Yes, but the entire community has also consistently stated that they want to preserve the needs test on those transfers. Drug trade is, therefore, a perfectly valid comparison because some drug sales are permitted by public policy and some are not. Both take place, but there are legitimate public policy reasons for prohibiting them. (No, I am not a fan of current drug policy in the US, but that has nothing to do with the market issues being raised here).

> All we are debating is the presence or absence of needs assessment as a gatekeeping function for that market. 


> This is a fairly administrative and technical argument, not a moral one. Efficiency is the key criterion (not fairness, really). If you support needs assessments you have to make a case that the costs and burdens associated with it are justified by quantifiable benefits. In this case, inefficiency is unfairness: if the needs assessment process prevents resources from going where they are wanted most, or if the cost burdens associated with the process exceed the value of the numbers acquired for small operators, or if it is shown that large, established companies with well-established relationships to ARIN can navigate the process more easily, then there are signs that needs assessment is unfair because of its inefficiencies.

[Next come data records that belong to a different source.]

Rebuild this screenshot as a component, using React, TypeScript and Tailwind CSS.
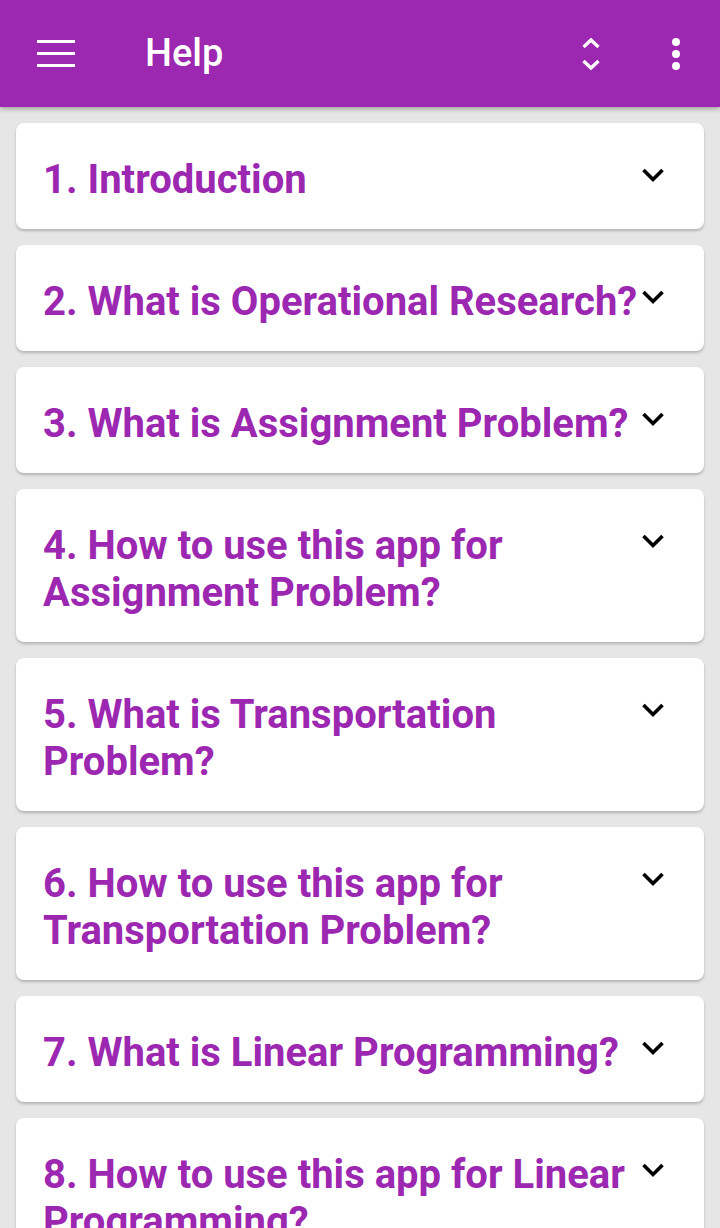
import React from 'react';

const topics: string[] = [
  '1. Introduction',
  '2. What is Operational Research?',
  '3. What is Assignment Problem?',
  '4. How to use this app for Assignment Problem?',
  '5. What is Transportation Problem?',
  '6. How to use this app for Transportation Problem?',
  '7. What is Linear Programming?',
  '8. How to use this app for Linear Programming?',
];

const Chevron: React.FC = () => (
  <svg width="24" height="16" viewBox="0 0 24 16" className="mt-[11px] shrink-0">
    <polyline points="2.5,3 12,12.5 21.5,3" fill="none" stroke="#000" strokeWidth="3.6" />
  </svg>
);

const TopBar: React.FC = () => (
  <header className="relative z-10 flex h-[107px] shrink-0 items-center bg-[#9c27b0] shadow-[0_2px_5px_rgba(0,0,0,0.3)]">
    {/* hamburger */}
    <div className="ml-[37px] flex w-[38px] flex-col gap-[8.5px]">
      <span className="block h-[3.5px] bg-white" />
      <span className="block h-[3.5px] bg-white" />
      <span className="block h-[3.5px] bg-white" />
    </div>
    <h1 className="ml-[70px] flex-1 text-[38px] font-medium text-white">Help</h1>
    {/* expand/collapse all */}
    <svg width="20" height="32" viewBox="0 0 20 32" className="mr-[71px]">
      <polyline points="2.5,9 10,2 17.5,9" fill="none" stroke="#fff" strokeWidth="3.4" />
      <polyline points="2.5,23 10,30 17.5,23" fill="none" stroke="#fff" strokeWidth="3.4" />
    </svg>
    {/* overflow */}
    <div className="mr-[40px] flex flex-col items-center gap-[4px]">
      <span className="block h-[8px] w-[8px] rounded-full bg-white" />
      <span className="block h-[8px] w-[8px] rounded-full bg-white" />
      <span className="block h-[8px] w-[8px] rounded-full bg-white" />
    </div>
  </header>
);

export default function App() {
  return (
    <div
      className="flex h-[1228px] w-[720px] flex-col overflow-hidden bg-[#e6e6e6]"
      style={{ fontFamily: 'Roboto, "Noto Sans", sans-serif' }}
    >
      <TopBar />
      <main className="flex flex-col gap-[16px] px-[16px] pt-[16px]">
        {topics.map((t) => (
          <div
            key={t}
            className="flex items-start rounded-[8px] bg-white pb-[26px] pl-[27px] pr-[39px] pt-[33px] shadow-[0_2px_3px_rgba(0,0,0,0.22)]"
          >
            <p className="w-[598px] shrink-0 text-[40px] font-bold leading-[47px] text-[#9c27b0]">{t}</p>
            <Chevron />
          </div>
        ))}
      </main>
    </div>
  );
}
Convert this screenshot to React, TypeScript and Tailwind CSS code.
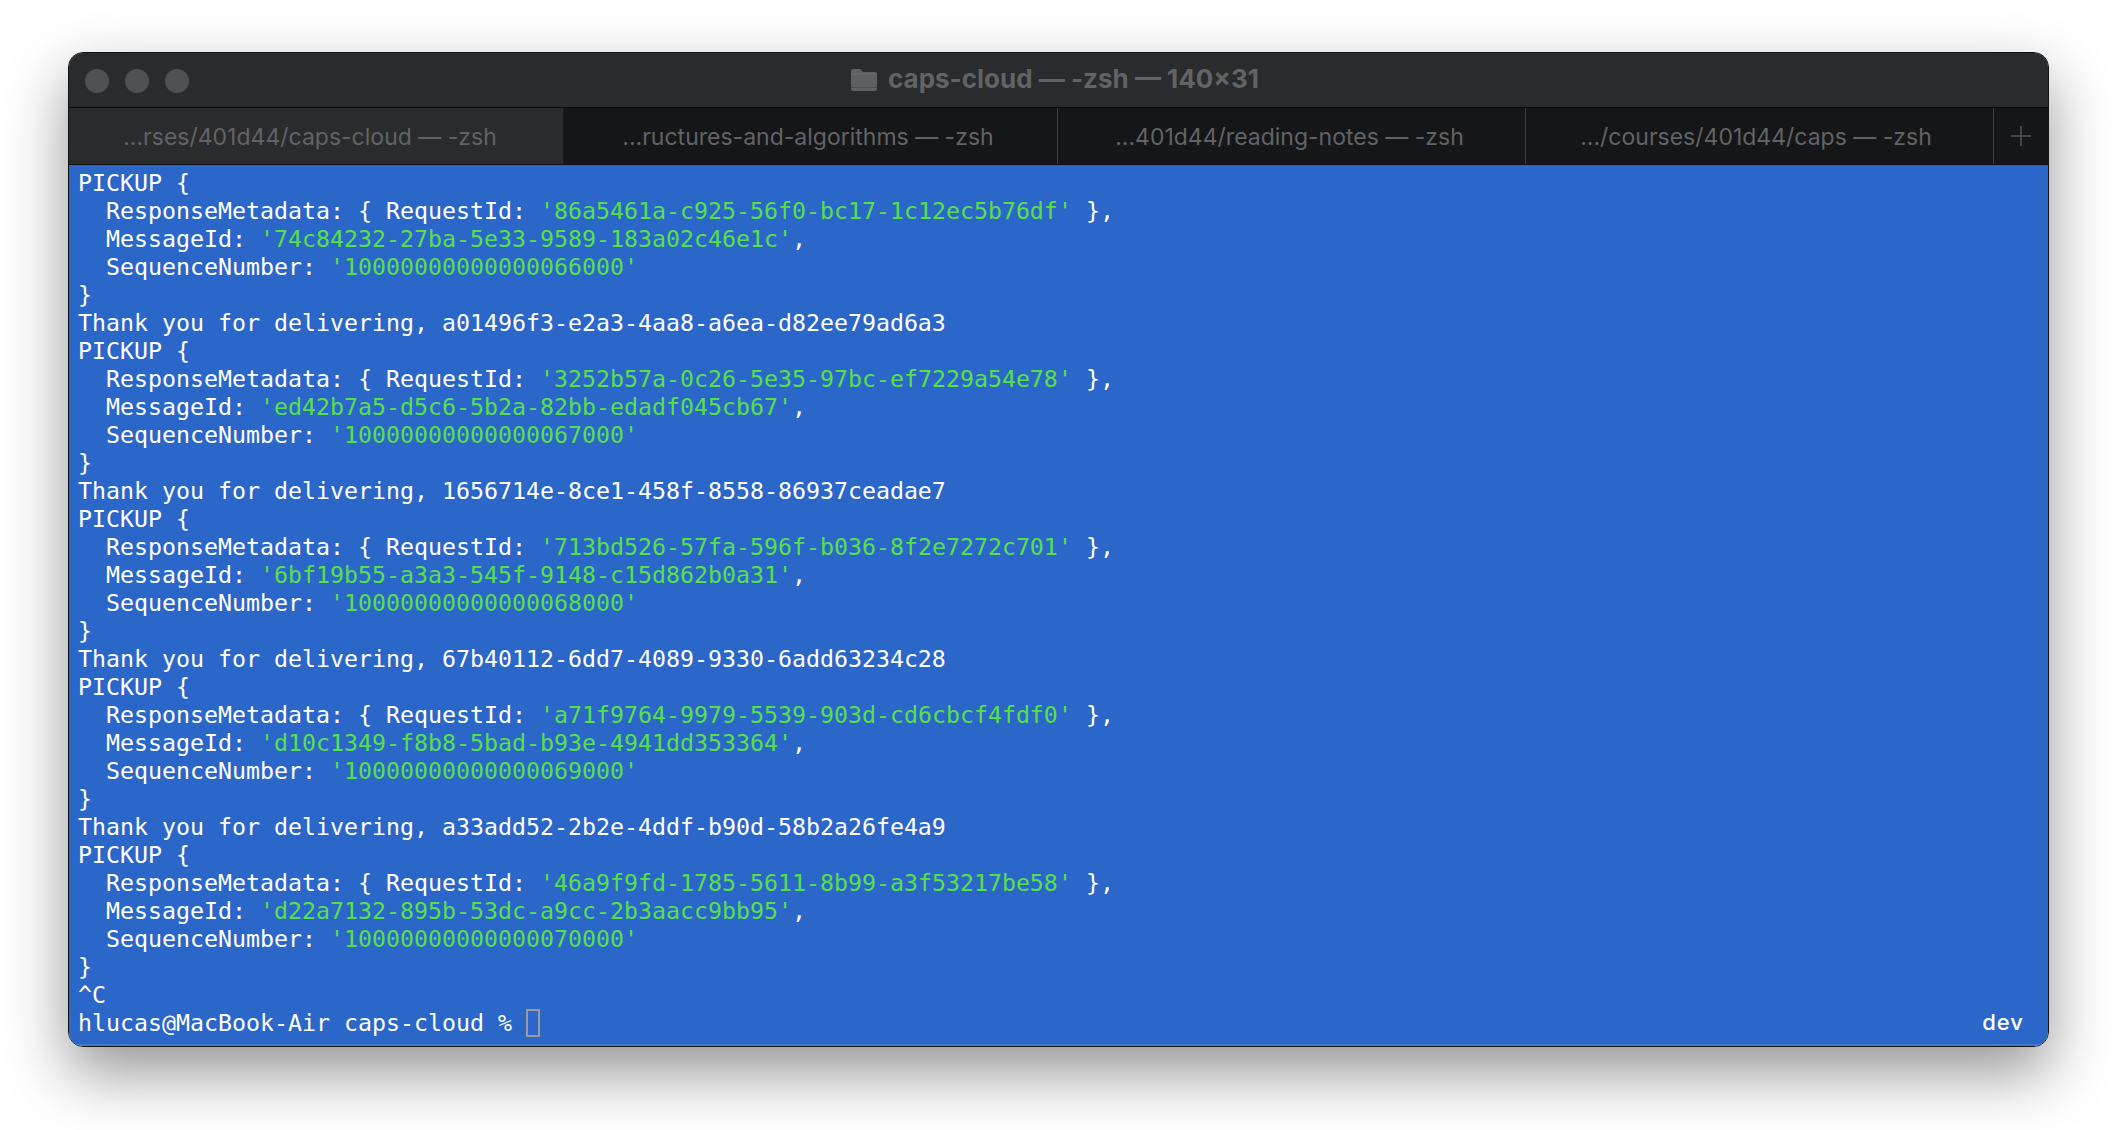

I disagree. There are moral implications and ramifications to what happens if one takes the regulations off of a market and turns it into the wild west. Needs assessment prevents addresses from going unconstrained to the highest bidder. While I realize that from an economists perspective, it is assumed that bid is equivalent to want, in the real world outside of the economists ivory tower, sometimes bid is limited by ability to pay and does not reflect want at all. In addition, there is the question of want vs. need and whether we should allow some greedy entities excessive want to override the rights of someone else’s need.

It has repeatedly been shown that small organizations are, in fact, able to navigate ARIN’s process just fine. ARIN has far more small members than large and far more small end-users than large.

> You have to do a better job of explaining why it is "fair" to force a willing seller and a willing buyer to submit to an additional step when that step both limits the quantity of resources available for transfer and raises the cost of participating in the market by a substantial degree. 

It is fair because it protects the rights of entities with legitimate needs from a cornering of the market by those with means. On the other hand, it does not, in fact, substantially increase the cost of participating in the market. At worst, it is a small increase. If you would argue otherwise, then I would say you need to provide evidence to support that and not just on a few corner cases, but evidence of a systemic problem that applies to the majority of requests.


> --MM
> -----Original Message-----
> From: arin-ppml-bounces at arin.net [mailto:arin-ppml-bounces at arin.net] On Behalf Of Bill Woodcock
> Your argument that ARIN needs to step out of the way of the human slaves market, recognize its validity, and duly record the transfers of those slaves, because Ayn Rand, is idiotic.  And if you think that's not what you just said, you need to step back and reflect a little before touching your keyboard.
> We self-regulate, rather than wallowing in the trough of self-indulgence, because we are (speaking collectively and aspirationally, at least) adults.  As such, we don't want our power to self-regulate removed.